Under our decision in
Picard v. Connor, 404 U.
S. 270 (1971), exhaustion of state remedies is required
as a prerequisite to consideration of each claim sought to be
presented in federal habeas:
"We emphasize that the federal claim must be fairly presented to
the state courts. If the exhaustion doctrine is to prevent
'unnecessary conflict between courts equally bound to guard and
protect rights secured by the Constitution,'
Ex parte Royall,
supra at
117 U. S. 251, it is not
sufficient merely that the federal habeas applicant has been
through the state courts. The rule would serve no purpose if it
could be satisfied by raising one claim in the state courts and
another in the federal courts."
Id. at
404 U. S.
275-276. While recognizing the exhaustion requirement
for invoking
Page 421 U. S. 488
federal habeas relief, the Court of Appeals found that § 2254
did not preclude consideration of the additional contention raised
in respondent's motion to amend the District Court's original
conditional order for two reasons.
First, the Court of Appeals felt that respondent's effort to
secure a writ of prohibition from the state appellate courts on the
grounds of destruction of the physical evidence constituted
sufficient exhaustion of state remedies under these
circumstances.
Both the California Court of Appeal and the California Supreme
Court denied the applications without opinion. In California, it is
well established that a writ of prohibition is an extraordinary
writ, whose use for pretrial review is normally limited to
"questions of first impression and general importance."
People
v. Medin, 6 Cal. 3d 484,
491, 492 P.2d 686, 690 (1972) (en banc). The denial of an
application for writ of prohibition does not constitute, and cannot
be fairly read as, an adjudication on the merits of the claim
presented. Inclusion of an asserted point of error in a denied
pretrial application for writ of prohibition does not bar raising
the same points on post-trial direct appeal.
Ibid.
In
Ex parte Hawk, 321 U. S. 114,
321 U. S. 116
(1944), we held that denial of an application for an extraordinary
writ by state appellate courts did not serve to exhaust state
remedies where the denial could not be fairly taken as an
adjudication of the merits of claims presented, and where normal
state channels for review were available. In the instant case,
denial by state appellate courts of respondent's applications
cannot be fairly taken to be an adjudication of the merits of his
claim, and full post-trial appellate review is available if
respondent is convicted. On these facts, the denial of respondent's
applications did not serve to exhaust his available state
remedies.
Page 421 U. S. 489
The second reason advanced by the Court of Appeals was that the
exhaustion requirement is inapplicable to the new contention raised
in respondent's motion, since the motion was authorized under
Fed.Rule Civ.Proc. 60(b)(6) as a motion for relief from a final
order. It reasoned that, since the District Court would have
granted an absolute writ if it had been presented with the
destruction of the physical evidence at the time of issuance of the
conditional writ, the District Court was justified under this rule
in amending its prior judgment to make the writ absolute.
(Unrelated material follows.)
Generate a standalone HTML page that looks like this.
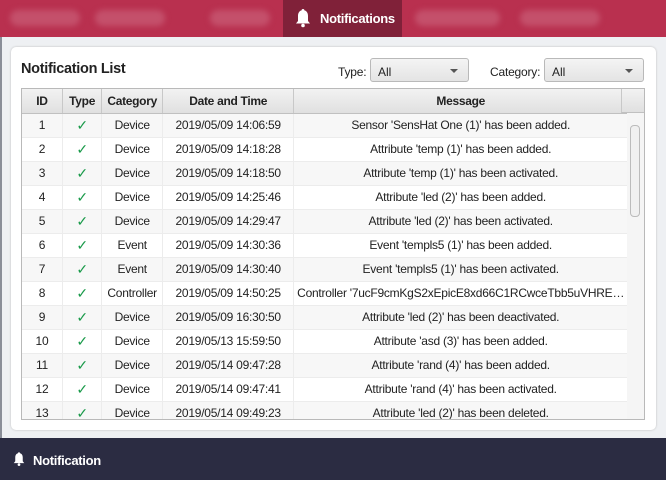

Rule 60(b) provides in part:
"On motion and upon such terms as are just, the court may
relieve a party or his legal representative from a final judgment .
. . for the following reasons: . . . (6) any other reason
justifying relief from the operation of the judgment."
The Rule does not, by its terms, speak to the requirement of
exhaustion of remedies as a prerequisite for federal habeas relief.
The exhaustion requirement,
Picard v. Connor, 404 U.S. at
404 U. S. 276,
is statutorily incorporated in 28 U.S.C. §§ 2254(b) and (c), and
Fed.Rule Civ.Proc. 81(a)(2) provides:
"These rules are applicable to proceedings for admission to
citizenship, habeas corpus, and quo warranto, to the extent that
the practice in such proceedings is not set forth in statutes of
the United States. . . ."
Since the exhaustion requirement is statutorily codified, even
if Rule 60(b) could be read to apply to this situation, it could
not alter the statutory command. The second reason advanced by the
Court of Appeals is not persuasive, therefore, unless it was
correct in its reasoning on the issue of exhaustion. We believe,
for the reasons
Page 421 U. S. 490
previously stated, that it was incorrect in its treatment of the
exhaustion issue.
Respondent failed to exhaust available state remedies on the
claim which formed the basis for the unconditional writ, and he is
entitled to no relief based upon a claim with respect to which
state remedies have not been exhausted. Neither Rule 60(b), 28
U.S.C. § 2254, nor the two read together, permit a federal habeas
court to maintain a continuing supervision over a retrial conducted
pursuant to a conditional writ granted by the habeas court.
Cf.
Stefanelli v. Minard, 342 U. S. 117
(1951).
The motion of the respondent for leave to proceed
in forma
pauperis and the petition for a writ of certiorari are
granted. The judgment of the Court of Appeals is reversed, and the
case is remanded to the District Court with directions to vacate
the orders which it entered subsequent to the order granting a
conditional writ of habeas corpus.
It is so ordered.
MR. JUSTICE DOUGLAS took no part in the consideration or
decision of this case.
[
Footnote 1]
The opinions of state courts on respondent's direct appeal and
of the District Court and Court of Appeals in the original habeas
proceedings are unpublished. The opinion of the District Court in
the subsequent modification proceeding is reported at
388 F.
Supp. 105 (1974), and the Court of Appeals' affirmance of this
decision is reported at 518 F.2d 141 (1974). Neither the merits of
respondent's original
Brady claim relating to suppression
of the laboratory report nor the merits of respondent's later claim
relating to the unavailable physical evidence are before us.
[
Footnote 2]
In view of our disposition of this case, we have no occasion to
consider the application of our decision in
Younger v.
Harris, 401 U. S. 37
(1971), to these facts.
[
Footnote 3]
The amended order of the District Court provided:
"IT IS ORDERED, ADJUDGED AND DECREED:"
"1. Peter J. Pitchess, Sheriff of Los Angeles County,
California, or whosoever may have custody of Charles Edward Davis,
shall discharge Charles Edward Davis from custody insofar as he is
held in custody by nature of his conviction in Case No. A220869 in
the Superior Court of the State of California for the County of Los
Angeles."
"2. Charles Edward Davis is released and discharged from any and
all restraints which may have been imposed upon him by reason of
his conviction in Case No. A220869 in the Superior Court of the
State of California for the County of Los Angeles."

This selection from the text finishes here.